Whittington died peacefully at his home, his wife told The New York Times (NYT). He gained global fame in 2006 after he was unintentionally shot by Cheney during a hunting trip. Cheney had turned around to shoot a quail and ended up shooting Whittington in his face and body, causing serious injuries.

Whittington, a supporter of former President Bush, initially apologized to Cheney and took blame for the incident. He later revealed his injuries from the blast were worse than initially reported. (RELATED: REPORT: Alleged ISIS Member In The US Plotted To Assassinate George W. Bush)

He told The Washington Post (WaPo) in 2010 he had a mild heart attack, collapsed lung and pieces of lead stuck in his body. Cheney later apologized for the incident in his 2011 memoir, “In My Time.”

“I, of course, was deeply sorry for what Harry and his family had gone through,” Cheney wrote in the book, according to the NYT.

Whittington was born in Henderson, Texas, during the Great Depression. He worked odd jobs to pay for his undergraduate and law school education at the University of Texas, later setting up a legal practice in Austin focused on property rights, oil and gas leases, estate planning and trust management, WaPo reported.

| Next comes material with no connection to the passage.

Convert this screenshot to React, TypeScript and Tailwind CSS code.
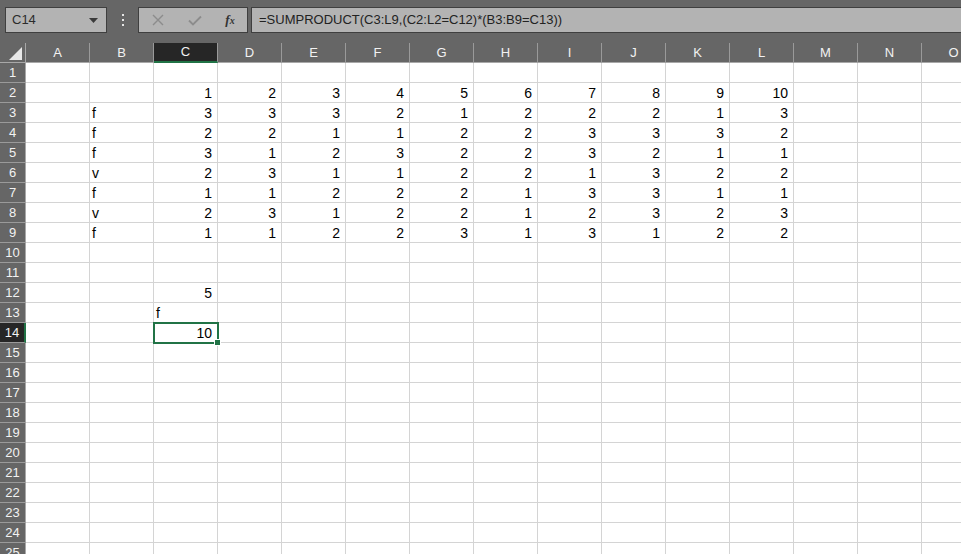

He gained wealth and influence in Texas through his law practice and real estate investments, according to the outlet. Whittington also got involved with Republican politics as he supported small government and low taxes. He supported moderate Republicans against the Texas Democratic magnate led by former President Lyndon B. Johnson.

Whittington worked for numerous Republican campaigns, including the presidential campaigns of George H.W. Bush and George W. Bush. Five different Texas governors appointed Whittington to state boards for his political works over the years.

Whittington pursued reforms on the Texas state prison board from 1979-85 in order to root out cronyism, drug scandals and prisoners disciplining other prisoners with the permission of wardens.

He later worked to support non-violent, disabled prison inmates. Whittington also fought the city of Austin for declaring eminent domain over a block of property his family owned, WaPo reported.

Whittington married his college sweetheart, Mercedes Baker Whittington, in 1950. He is succeeded by his wife, daughter Sally and six grandchildren.